The Charming Villain
Roper may present the persona of a wealthy philanthropist but is actually a dangerous and powerful arms dealer with a loyal group of followers. Burr refers to him as "the worst man in the world," which Laurie describes as "quite a big ask" to play. "There are many competitors for that title," the actor notes. "But it's a strange thing about life, isn't it? We sort of perceive the older characters generally, we perceive them to be compromised in some way, embittered, wicked somehow. Simply the act of getting older is a wicked thing. So I embraced it. I loved the character, I loved the opportunity."
Debicki, who plays Roper's girlfriend Jed, adds, "It's one of the most simple forms of evil really: supplying something that directly affects innocent people. There's that fantastic line in our show: 'War is a spectator sport,' That's his trade."
The Tenacious Operative
Despite doubts, setbacks, threats and betrayal, Burr will not give up until Roper has been trounced, even if that means putting Pine in harm's way. Oh, and she also happens to be very, very pregnant. 
"I think she's so tunnel-visioned, she can't afford to really think of herself," Colman says of Burr. "You'll eventually [find out] in the episode why she hates Roper as much as she does. It suddenly all becomes clear, and you go, 'Oh, my God. You've got to totally do whatever it takes.' She'd never put her unborn child in danger, but I don't think she can really afford to think about it too much. She's got to get this job done."
The Alluring Companion
Jed is Roper's girlfriend from America who only seems to lounge around looking lithe and lovely, which intrigues interloper Pine, who appears to be drawn to ladies in treacherous situations. Naturally, she harbors her own secret that makes her relationship with Roper complicated.
"In Roper, she sees escape from a life that is not going the way she had hoped," Debicki says. "Perhaps she's convinced herself that she loves him, but I think that when you see Richard Roper ... you completely understand why she would. He's so charming, he's charismatic, he's funny, he's smart, he protects her. She lives in willful ignorance because if she was to sit down and ask him and he was to divulge the reality of his situation, she knows it's morally ambiguous ... but I don't think that she knows the specifics that he is an arms dealer. It's Jonathan Pine that really tips her over into this completely dismantled place."
The Suspicious Supporter
Roper's chief of staff, Major Corkoran, aka "Corky" (Hollander), appears to be the only one who senses that Pine may have an ulterior motive in helping Roper. 
"Corky plays a character who is sort of been demonized by his physical being," Bier says of Hollander's character. "He's got longing and he's got affections and he doesn't really fit into the world. That makes him incredibly sensitive to everything that is going on. He is constantly suspicious of Pine and he's constantly the biggest danger to Pine's mission.

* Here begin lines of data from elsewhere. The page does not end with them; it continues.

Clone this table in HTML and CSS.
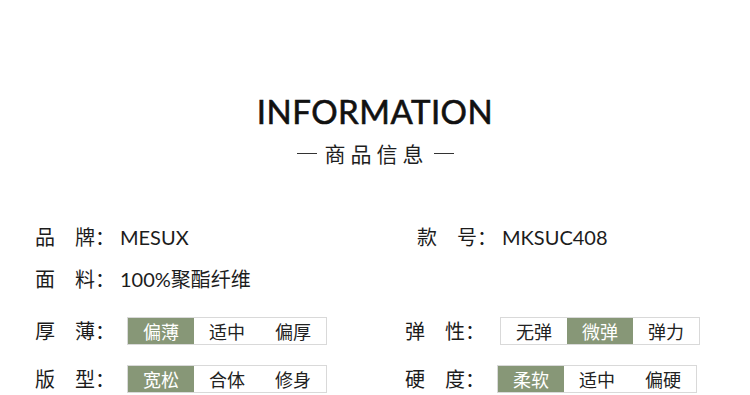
FILE: index.html
```html
<!DOCTYPE html>
<html lang="zh">
<head>
<meta charset="utf-8">
<link rel="stylesheet" href="styles.css">
</head>
<body>
<div class="page">
  <header class="head">
    <h1 class="title">INFORMATION</h1>
    <p class="sub"><span class="dash"></span><span class="sub-text">商品信息</span><span class="dash"></span></p>
  </header>
  <section class="specs">
    <div class="row row-text">
      <div class="cell"><span class="lbl">品<i class="gap"></i>牌：</span><span class="val">MESUX</span></div>
      <div class="cell"><span class="lbl">款<i class="gap"></i>号：</span><span class="val">MKSUC408</span></div>
    </div>
    <div class="row row-text">
      <div class="cell"><span class="lbl">面<i class="gap"></i>料：</span><span class="val">100%聚酯纤维</span></div>
      <div class="cell"></div>
    </div>
    <div class="row row-opt">
      <div class="cell"><span class="lbl">厚<i class="gap"></i>薄：</span>
        <div class="seg"><span class="opt on">偏薄</span><span class="opt">适中</span><span class="opt">偏厚</span></div></div>
      <div class="cell"><span class="lbl">弹<i class="gap"></i>性：</span>
        <div class="seg seg-r1"><span class="opt">无弹</span><span class="opt on">微弹</span><span class="opt">弹力</span></div></div>
    </div>
    <div class="row row-opt">
      <div class="cell"><span class="lbl">版<i class="gap"></i>型：</span>
        <div class="seg"><span class="opt on">宽松</span><span class="opt">合体</span><span class="opt">修身</span></div></div>
      <div class="cell"><span class="lbl">硬<i class="gap"></i>度：</span>
        <div class="seg"><span class="opt on">柔软</span><span class="opt">适中</span><span class="opt">偏硬</span></div></div>
    </div>
  </section>
</div>
</body>
</html>
```
FILE: styles.css
```css
* { box-sizing: border-box; }
html, body { margin: 0; padding: 0; background: #fff; }
body {
  width: 750px;
  height: 395px;
  overflow: hidden;
  font-family: "Noto Sans CJK SC", "Noto Sans", sans-serif;
  color: #1c1c1c;
}
.page { width: 750px; }
.head {
  padding-top: 92px;
  display: flex;
  flex-direction: column;
  align-items: center;
}
.title {
  margin: 0;
  font-family: "Lato", "Noto Sans", sans-serif;
  font-weight: 400;
  font-size: 33px;
  line-height: 38px;
  letter-spacing: 0.5px;
  -webkit-text-stroke: 0.6px #111;
  color: #111;
}
.sub {
  margin: 10px 0 0;
  display: flex;
  align-items: center;
  gap: 8px;
  font-size: 21px;
  line-height: 26px;
  color: #1e1e1e;
}
.sub-text { letter-spacing: 5px; margin-right: -3px; }
.dash {
  display: block;
  width: 20px;
  height: 1.5px;
  background: #333;
  margin-top: 1px;
}

.specs { margin-top: 50px; }
.row {
  display: grid;
  grid-template-columns: 382px 1fr;
  padding-left: 35px;
  align-items: center;
}
.row-text { height: 42px; }
.row-opt { grid-template-columns: 370px 1fr; height: 48px; }
.row-text + .row-opt { margin-top: 7px; }
.cell { display: flex; align-items: center; }
.lbl {
  display: flex;
  align-items: center;
  font-size: 20px;
  line-height: 28px;
  white-space: nowrap;
}
.gap { display: inline-block; width: 20px; }
.val {
  margin-left: 5px;
  font-family: "Lato", "Noto Sans CJK SC", sans-serif;
  font-size: 20px;
  line-height: 28px;
}
.seg {
  margin-left: 12px;
  display: flex;
  border: 1px solid #d9d9d9;
  height: 28px;
}
.seg-r1 { margin-left: 15px; }
.opt {
  width: 66px;
  display: flex;
  align-items: center;
  justify-content: center;
  font-size: 18px;
  color: #222;
}
.opt.on { background: #879777; color: #fff; }
```
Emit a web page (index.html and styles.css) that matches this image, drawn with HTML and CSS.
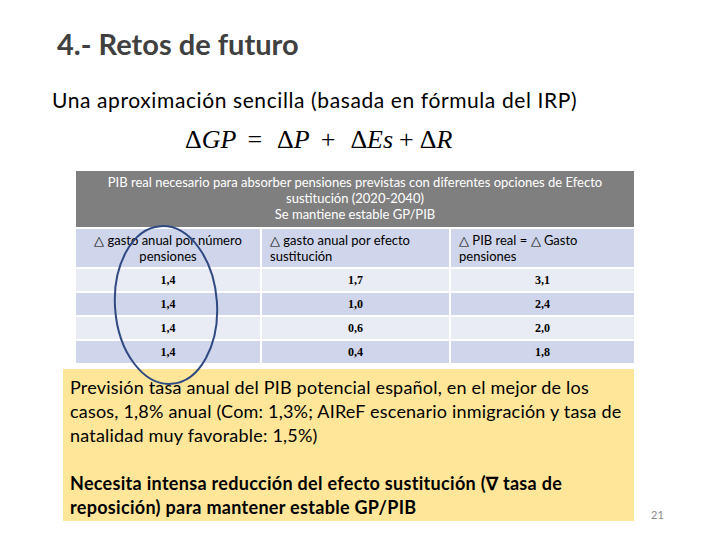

And we know he's a real villain, but he's also someone who is irresistible to be around." 
The Exotic Locales
The miniseries takes place in London, Cairo, Switzerland, the Middle East and Mallorca, the latter of which acts as almost a miniature nation and base of operations for Roper. "It really highlights the extraordinary life that Roper can afford to lead," Colman says about the globe-trotting adventures. "I think as a viewer as well, that escapism, that sort of little view into a world that most of us never see and then it's quite shocking when you realize, 'Oh God, how he got there. And I'm slightly disappointed in myself for liking it so much.'" 
As a film director, Bier made sure to shoot The Night Manager to feel as cinematic as possible. "Jonathan Pine is an agent sent into this lavish world of Richard Roper. The whole thing is about, we wonder if he's going to be seduced by it or whether he's going to stay true to his initial mission," she explains. "For that moral dilemma to actually play, the world needs to be very seductive, the world needs to be very lavish. You need the visual storytelling in order to understand the story."
The James Bond Factor
Roper's lush lifestyle of bespoke suits, private jets and high-tech toys eventually leads to a scene where Pine enters a casino and orders a vodka martini. The parallels to the James Bond iconography has even caused fans who've already seen the miniseries internationally to call the effort Hiddleston's 007 audition. 
But Bier denies any link to the famous spy. "It's coincidence," she says. "A casino is part of that world. Drinking drinks is part of that world. Once you deal with the world of spies and it's British, it's inevitable that you touch upon similar ground." 
The Night Manager premieres Tuesday at 10 p.m. ET/PT on AMC.